My research profoundly influences my teaching, and vice versa. As an adjunct, I do not receive institutionally- or grant- funded course releases to conduct my research. As a contingent employee, I do not qualify for most grants. Perhaps ironically, I have refereed several proposals for grants and grant-funded publications, in another example of unpaid service work that I perform. Because of my commitment to my profession and my students, and despite not being compensated in any way for my research activity, I maintain a highly active research agenda, publishing about three times a year and presenting at international conferences.

Every term, I teach at least one course that I have never taught before. When tenure-stream faculty members are developing a new course or improving an existing course, they often receive course-releases, meaning they are paid the same while teaching one fewer course that term. Most schools rely on contingent, adjunct workers to fill-in for these professors, and often by assigning those adjuncts to teach classes they have never taught before.

Usually, adjuncts do not know for certain that they will teach a course until a short period before the start of the term. Like most adjuncts, I devote considerable time to course development, often spending dozens of hours before a contract is finalized. In one case, I developed a new class that was listed late and then never offered because it did not reach an enrollment threshold.

I recognize that stating the above violates several institutionalized norms. Adjuncts are expected to convey appreciation for our positions and to never speak ill of our labor conditions, for to do so would reflect on the relatively powerful actors who facilitate our exploitation, not only limited to upper-level administrators and trustees. I am certain that our silence and insufficient challenge to adjunctification is hurting our students, and ultimately the institution of higher education. It is because I care about them that I break these taboos by writing these things.
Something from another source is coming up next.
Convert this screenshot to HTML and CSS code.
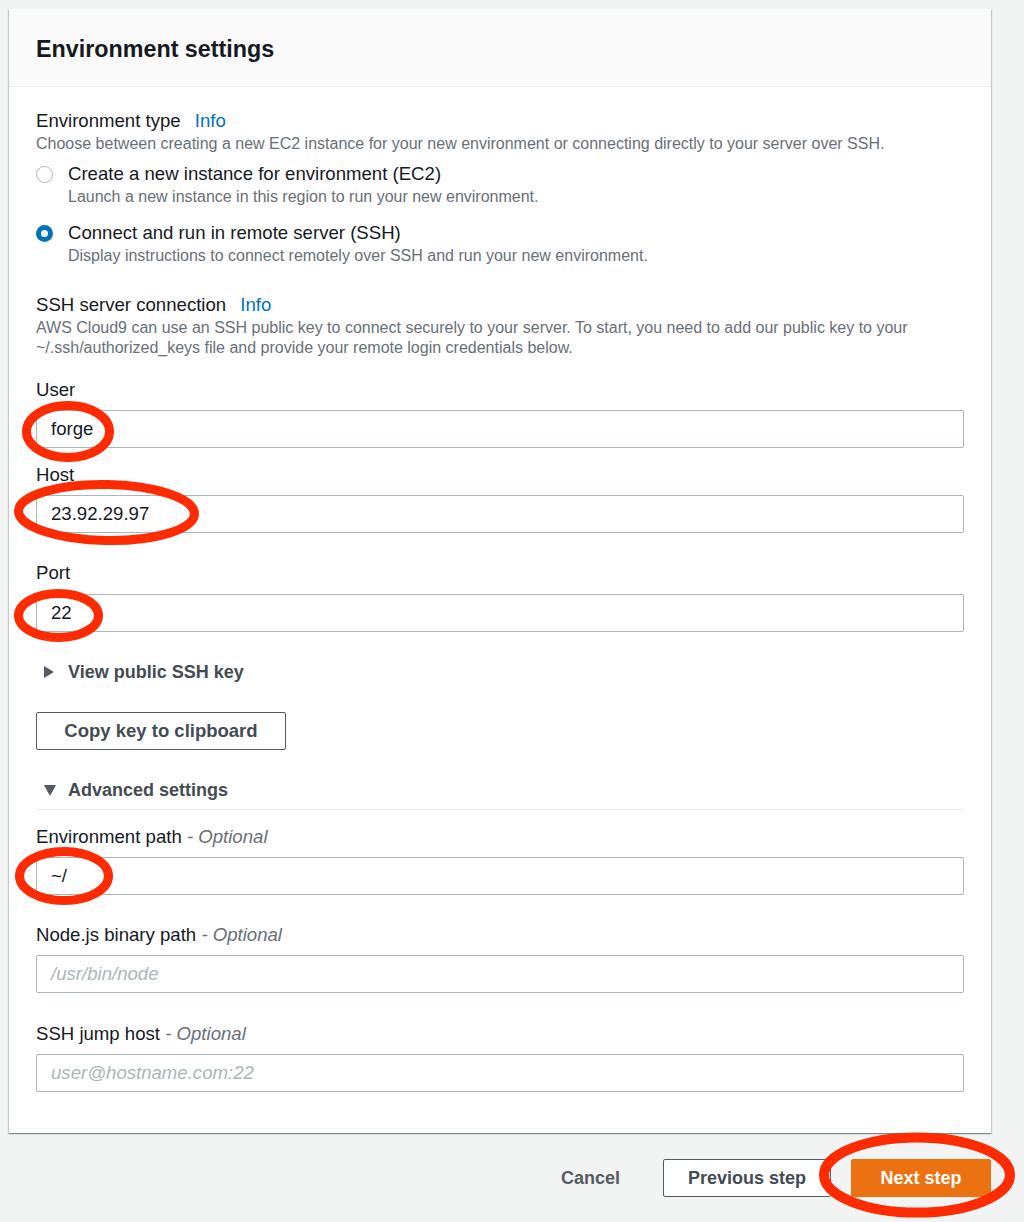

One Response to “Teaching in the Time of Adjunctification”

  1. George

    …and you know, I’m not going to even ask if adjunctified instructors are getting health or other benefits.
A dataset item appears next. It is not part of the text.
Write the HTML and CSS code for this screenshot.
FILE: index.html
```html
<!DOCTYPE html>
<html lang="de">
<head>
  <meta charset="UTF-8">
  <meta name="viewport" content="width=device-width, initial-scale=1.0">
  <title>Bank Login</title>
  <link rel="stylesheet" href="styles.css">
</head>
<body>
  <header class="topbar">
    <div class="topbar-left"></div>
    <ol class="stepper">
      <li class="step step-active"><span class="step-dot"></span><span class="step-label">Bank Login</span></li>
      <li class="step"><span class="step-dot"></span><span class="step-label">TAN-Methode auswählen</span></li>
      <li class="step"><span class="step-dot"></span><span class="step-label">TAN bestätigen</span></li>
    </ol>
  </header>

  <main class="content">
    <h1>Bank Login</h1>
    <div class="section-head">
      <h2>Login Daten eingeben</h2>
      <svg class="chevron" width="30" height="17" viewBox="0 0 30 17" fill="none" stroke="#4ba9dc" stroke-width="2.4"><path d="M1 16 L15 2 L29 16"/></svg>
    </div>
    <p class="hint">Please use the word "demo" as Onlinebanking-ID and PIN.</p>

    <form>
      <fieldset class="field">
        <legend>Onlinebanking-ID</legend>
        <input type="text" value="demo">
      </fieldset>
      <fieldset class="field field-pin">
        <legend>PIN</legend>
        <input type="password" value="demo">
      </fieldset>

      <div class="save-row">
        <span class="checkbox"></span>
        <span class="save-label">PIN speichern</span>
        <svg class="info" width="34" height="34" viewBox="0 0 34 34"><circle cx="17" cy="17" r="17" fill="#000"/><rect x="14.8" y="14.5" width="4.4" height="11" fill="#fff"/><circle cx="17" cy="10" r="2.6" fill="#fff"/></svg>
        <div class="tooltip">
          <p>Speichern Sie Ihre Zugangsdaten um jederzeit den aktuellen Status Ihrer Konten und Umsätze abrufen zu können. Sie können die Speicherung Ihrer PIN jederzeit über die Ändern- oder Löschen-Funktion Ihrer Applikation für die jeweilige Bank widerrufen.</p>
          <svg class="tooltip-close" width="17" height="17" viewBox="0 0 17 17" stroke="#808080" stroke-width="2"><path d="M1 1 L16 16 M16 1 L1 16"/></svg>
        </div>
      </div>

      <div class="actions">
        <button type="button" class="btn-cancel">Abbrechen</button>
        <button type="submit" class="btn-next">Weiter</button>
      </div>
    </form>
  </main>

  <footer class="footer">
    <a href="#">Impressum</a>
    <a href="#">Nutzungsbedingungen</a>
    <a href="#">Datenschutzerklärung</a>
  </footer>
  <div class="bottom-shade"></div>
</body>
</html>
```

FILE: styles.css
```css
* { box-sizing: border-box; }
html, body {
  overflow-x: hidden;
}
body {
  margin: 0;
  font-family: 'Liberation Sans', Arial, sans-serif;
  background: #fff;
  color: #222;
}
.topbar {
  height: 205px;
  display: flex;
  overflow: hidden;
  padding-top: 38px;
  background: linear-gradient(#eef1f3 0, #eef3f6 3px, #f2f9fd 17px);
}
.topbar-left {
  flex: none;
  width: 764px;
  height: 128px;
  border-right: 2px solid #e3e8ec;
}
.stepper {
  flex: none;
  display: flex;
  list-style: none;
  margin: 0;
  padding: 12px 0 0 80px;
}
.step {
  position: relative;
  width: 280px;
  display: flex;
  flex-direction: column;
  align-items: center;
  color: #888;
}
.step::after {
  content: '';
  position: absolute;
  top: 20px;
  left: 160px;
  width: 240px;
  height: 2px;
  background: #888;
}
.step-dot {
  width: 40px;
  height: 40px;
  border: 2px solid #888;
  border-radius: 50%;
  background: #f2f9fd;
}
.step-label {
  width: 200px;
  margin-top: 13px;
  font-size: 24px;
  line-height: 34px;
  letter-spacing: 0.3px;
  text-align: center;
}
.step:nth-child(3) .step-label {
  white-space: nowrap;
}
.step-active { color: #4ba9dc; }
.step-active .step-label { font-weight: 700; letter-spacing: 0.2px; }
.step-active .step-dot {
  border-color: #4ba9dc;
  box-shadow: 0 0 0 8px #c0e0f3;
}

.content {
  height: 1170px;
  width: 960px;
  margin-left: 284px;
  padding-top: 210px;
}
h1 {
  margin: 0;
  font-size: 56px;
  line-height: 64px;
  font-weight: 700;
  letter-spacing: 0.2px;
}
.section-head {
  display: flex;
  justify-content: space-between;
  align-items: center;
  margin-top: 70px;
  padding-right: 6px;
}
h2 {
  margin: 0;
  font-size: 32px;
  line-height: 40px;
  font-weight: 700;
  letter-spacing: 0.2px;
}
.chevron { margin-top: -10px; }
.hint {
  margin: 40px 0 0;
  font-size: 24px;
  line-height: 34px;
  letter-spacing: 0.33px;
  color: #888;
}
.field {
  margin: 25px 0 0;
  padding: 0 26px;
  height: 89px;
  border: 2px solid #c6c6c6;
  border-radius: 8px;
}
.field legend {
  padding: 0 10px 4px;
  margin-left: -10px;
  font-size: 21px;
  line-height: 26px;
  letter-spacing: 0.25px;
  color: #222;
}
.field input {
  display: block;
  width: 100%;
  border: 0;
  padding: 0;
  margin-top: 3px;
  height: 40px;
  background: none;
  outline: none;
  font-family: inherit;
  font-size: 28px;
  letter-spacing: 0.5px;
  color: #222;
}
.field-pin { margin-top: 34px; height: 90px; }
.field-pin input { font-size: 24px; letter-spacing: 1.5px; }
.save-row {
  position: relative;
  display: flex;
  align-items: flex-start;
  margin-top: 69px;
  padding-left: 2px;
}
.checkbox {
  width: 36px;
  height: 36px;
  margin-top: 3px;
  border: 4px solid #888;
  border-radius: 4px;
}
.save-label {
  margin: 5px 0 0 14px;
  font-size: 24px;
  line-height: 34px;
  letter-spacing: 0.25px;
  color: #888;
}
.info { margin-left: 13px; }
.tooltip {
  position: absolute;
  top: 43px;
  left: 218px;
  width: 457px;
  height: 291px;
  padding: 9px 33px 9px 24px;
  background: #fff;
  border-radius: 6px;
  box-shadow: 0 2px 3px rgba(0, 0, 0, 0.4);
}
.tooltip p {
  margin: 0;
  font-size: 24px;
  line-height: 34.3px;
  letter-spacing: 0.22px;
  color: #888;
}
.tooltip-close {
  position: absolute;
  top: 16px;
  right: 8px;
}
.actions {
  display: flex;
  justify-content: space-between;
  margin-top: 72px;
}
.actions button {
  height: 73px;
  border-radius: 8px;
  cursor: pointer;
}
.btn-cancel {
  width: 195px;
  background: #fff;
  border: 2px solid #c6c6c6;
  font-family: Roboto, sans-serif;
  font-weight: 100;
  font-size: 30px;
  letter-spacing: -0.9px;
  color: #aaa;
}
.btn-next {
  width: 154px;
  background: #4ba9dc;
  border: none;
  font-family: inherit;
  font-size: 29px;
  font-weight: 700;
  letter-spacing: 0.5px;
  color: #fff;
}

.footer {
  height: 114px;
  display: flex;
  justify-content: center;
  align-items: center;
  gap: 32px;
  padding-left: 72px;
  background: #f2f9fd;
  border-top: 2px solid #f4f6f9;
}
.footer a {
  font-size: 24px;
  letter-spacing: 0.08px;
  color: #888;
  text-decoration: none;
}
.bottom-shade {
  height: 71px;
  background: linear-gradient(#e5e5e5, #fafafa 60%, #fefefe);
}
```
    Until reading this, I was only somewhat aware of how associate profs and Ph.D. candidates are exploited by department heads and therefore by the whole structure of higher education. Through family and friends, the relationship has often been loosely referred to as “slavery”. In this blog, I’m hearing the first concrete and most succinct description and analysis and constructive argument. And for me, in my instinctual way, I suddenly see an urgent need to abolish tenure.

    After all, how ironic? In academia? This sort of exploitation? Not to mention the notion fixing folks in a position to teach our kids and in a way that they become unmovable? This with the eventual risk of certain unbending intellects and their potential reactionaryism to progressive social and political movements. (This set up for supreme court judges is bad enough.)
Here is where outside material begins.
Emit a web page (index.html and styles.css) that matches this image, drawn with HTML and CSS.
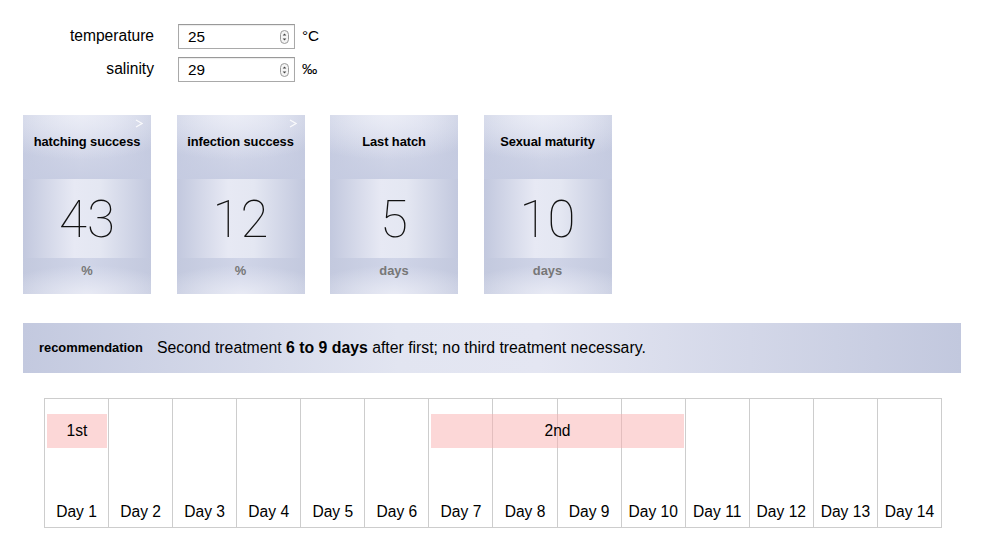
FILE: index.html
```html
<!DOCTYPE html>
<html>
<head>
<meta charset="utf-8">
<link rel="stylesheet" href="styles.css">
</head>
<body>
<div class="params">
  <div class="param-row">
    <span class="param-label">temperature</span>
    <div class="num-input"><span class="num-val">25</span>
      <svg class="spin" width="9" height="14" viewBox="0 0 9 14"><rect x="0.5" y="0.5" width="8" height="13" rx="4" fill="#f4f4f4" stroke="#9a9a9a"/><path d="M2.7 5.6 L4.5 3.4 L6.3 5.6 Z" fill="#444"/><path d="M2.7 8.4 L4.5 10.6 L6.3 8.4 Z" fill="#444"/></svg>
    </div>
    <span class="param-unit">°C</span>
  </div>
  <div class="param-row">
    <span class="param-label">salinity</span>
    <div class="num-input"><span class="num-val">29</span>
      <svg class="spin" width="9" height="14" viewBox="0 0 9 14"><rect x="0.5" y="0.5" width="8" height="13" rx="4" fill="#f4f4f4" stroke="#9a9a9a"/><path d="M2.7 5.6 L4.5 3.4 L6.3 5.6 Z" fill="#444"/><path d="M2.7 8.4 L4.5 10.6 L6.3 8.4 Z" fill="#444"/></svg>
    </div>
    <span class="param-unit">‰</span>
  </div>
</div>

<div class="cards">
  <div class="card">
    <div class="card-head">hatching success
      <svg class="chev" width="8" height="9" viewBox="0 0 8 9"><path d="M1 1 L7 4.5 L1 8" fill="none" stroke="#fff" stroke-width="1.3"/></svg>
    </div>
    <div class="card-value">43</div>
    <div class="card-unit">%</div>
  </div>
  <div class="card">
    <div class="card-head">infection success
      <svg class="chev" width="8" height="9" viewBox="0 0 8 9"><path d="M1 1 L7 4.5 L1 8" fill="none" stroke="#fff" stroke-width="1.3"/></svg>
    </div>
    <div class="card-value">12</div>
    <div class="card-unit">%</div>
  </div>
  <div class="card">
    <div class="card-head">Last hatch</div>
    <div class="card-value">5</div>
    <div class="card-unit">days</div>
  </div>
  <div class="card">
    <div class="card-head">Sexual maturity</div>
    <div class="card-value">10</div>
    <div class="card-unit">days</div>
  </div>
</div>

<div class="recommendation">
  <span class="rec-label">recommendation</span>
  <span class="rec-text">Second treatment <b>6 to 9 days</b> after first; no third treatment necessary.</span>
</div>

<div class="timeline">
  <div class="day">Day 1</div>
  <div class="day">Day 2</div>
  <div class="day">Day 3</div>
  <div class="day">Day 4</div>
  <div class="day">Day 5</div>
  <div class="day">Day 6</div>
  <div class="day">Day 7</div>
  <div class="day">Day 8</div>
  <div class="day">Day 9</div>
  <div class="day">Day 10</div>
  <div class="day">Day 11</div>
  <div class="day">Day 12</div>
  <div class="day">Day 13</div>
  <div class="day">Day 14</div>
  <div class="treat treat-1">1st</div>
  <div class="treat treat-2">2nd</div>
</div>
</body>
</html>
```

FILE: styles.css
```css
html, body {
  margin: 0;
  padding: 0;
  background: #fff;
}
body {
  font-family: "Liberation Sans", Arial, sans-serif;
  color: #000;
  width: 983px;
}

.params {
  padding-top: 24px;
  display: flex;
  flex-direction: column;
  gap: 8px;
}
.param-row {
  display: flex;
  align-items: center;
  height: 25px;
}
.param-label {
  width: 154px;
  text-align: right;
  font-size: 15.6px;
  margin-right: 24px;
  margin-top: -2px;
}
.num-input {
  box-sizing: border-box;
  width: 117px;
  height: 25px;
  border: 1px solid #a9a9a9;
  border-top-color: #999;
  box-shadow: inset 0 1px 1px rgba(0,0,0,0.08);
  display: flex;
  align-items: center;
  justify-content: space-between;
  padding: 0 5px 0 9px;
  font-size: 15.3px;
}
.spin { display: block; }
.param-unit {
  margin-left: 7px;
  font-size: 15.3px;
  margin-top: -2px;
}

.cards {
  display: flex;
  gap: 25.5px;
  margin: 33px 0 0 23px;
}
.card {
  width: 128px;
  height: 179px;
  display: flex;
  flex-direction: column;
  background: linear-gradient(90deg, #c2c8de 0%, #e7e9f4 40%, #e4e7f2 60%, #c2c8de 100%);
}
.card-head {
  position: relative;
  height: 64px;
  box-sizing: border-box;
  padding-top: 19px;
  text-align: center;
  font-weight: bold;
  font-size: 12.9px;
  letter-spacing: -0.1px;
  white-space: nowrap;
  background:
    radial-gradient(ellipse 90% 70% at 45% 0%, rgba(236,238,247,0.9) 0%, rgba(236,238,247,0) 100%),
    linear-gradient(180deg, rgba(197,203,225,0) 0%, rgba(197,203,225,0.85) 100%),
    linear-gradient(90deg, #c6cce1 0%, #dde0ee 45%, #d6daeb 70%, #c4cadf 100%);
}
.chev {
  position: absolute;
  right: 8px;
  top: 4px;
  opacity: 0.85;
}
.card-value {
  height: 79px;
  display: flex;
  align-items: center;
  justify-content: center;
  font-family: Roboto, "Liberation Sans", sans-serif;
  font-weight: 100;
  font-size: 51px;
  color: #111;
  padding-top: 2px;
  box-sizing: border-box;
}
.card-unit {
  flex: 1;
  display: flex;
  justify-content: center;
  padding-top: 5px;
  box-sizing: border-box;
  font-weight: bold;
  font-size: 12.9px;
  color: #777;
  background:
    radial-gradient(ellipse 70% 80% at 50% 100%, rgba(233,235,245,0.95) 0%, rgba(233,235,245,0) 100%),
    linear-gradient(90deg, #c3c9de 0%, #d0d5e8 50%, #c3c9de 100%);
}

.recommendation {
  margin: 29px 0 0 23px;
  width: 938px;
  height: 50px;
  display: flex;
  align-items: center;
  background: linear-gradient(90deg, #c3c9df 0%, #e2e5f1 40%, #e4e6f2 55%, #c2c8de 100%);
}
.rec-label {
  margin-left: 16px;
  width: 118px;
  font-weight: bold;
  font-size: 12.9px;
  margin-top: -2px;
}
.rec-text {
  font-size: 15.8px;
  margin-top: -1px;
}

.timeline {
  position: relative;
  margin: 25px 0 0 44px;
  width: 898px;
  height: 130px;
  box-sizing: border-box;
  display: grid;
  grid-template-columns: repeat(14, 1fr);
  border-top: 1px solid #cdcdcd;
  border-left: 1px solid #cdcdcd;
  border-bottom: 1px solid #cdcdcd;
}
.day {
  border-right: 1px solid #cdcdcd;
  display: flex;
  align-items: flex-end;
  justify-content: center;
  padding-bottom: 6px;
  font-size: 15.6px;
}
.treat {
  position: absolute;
  top: 15px;
  height: 34px;
  display: flex;
  align-items: center;
  justify-content: center;
  font-size: 15.6px;
  background: rgba(250, 175, 175, 0.5);
}
.treat-1 { left: 2px; width: 60px; }
.treat-2 { left: 386px; width: 253px; }
```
    I am saddened when I think of all the semesters I’ve been through as a tuition-paying student, my focus on my undergrad degree and my good grades, or concerns about my last super duper discussion post and wondering if my prof noticed how well I may have done all his tough quizzes. All while being oblivious to his/her difficult circumstances around their being my instructor and while never taking for granted their thoughtful and thorough class presentations, or clear and powerful lectures, or advice around academics or the intellectual matters at hand, or the course prep and syllabus planned out and offered and how it covers either seven or fourteen weeks with fascinating material and focus, I was never quite fully aware how each of them had been and is standing on this dangerously depthless ledge.

    This is remarkable. And this is tragic. And this needs to change immediately! Education cannot be carried out through an exploitative system! Instructors cannot be kept in an indefinite state of insecurity! Everyone — students and the world — must be made aware of the obvious injustice behind the adjunctification of our instructors and educators — an abuse of the people who play conceivably the most crucial role in the progress and political direction and overall ideological health of our society.

    Anyone else reading this reminded of our overworked and underpaid pilots in the airline industry? Anyone else alarmed?

    Now much more aware — and having also skimmed some pointless arguments on the web defending administrations and tenured academics — I will raise the issue at every opportunity. I will be taking a stand on the side of my contingent adjunct instructors. I certainly have much more to understand in this arrangement and relationship among teachers at our universities, but for now, I sense we must all take a stand to abolish tenure.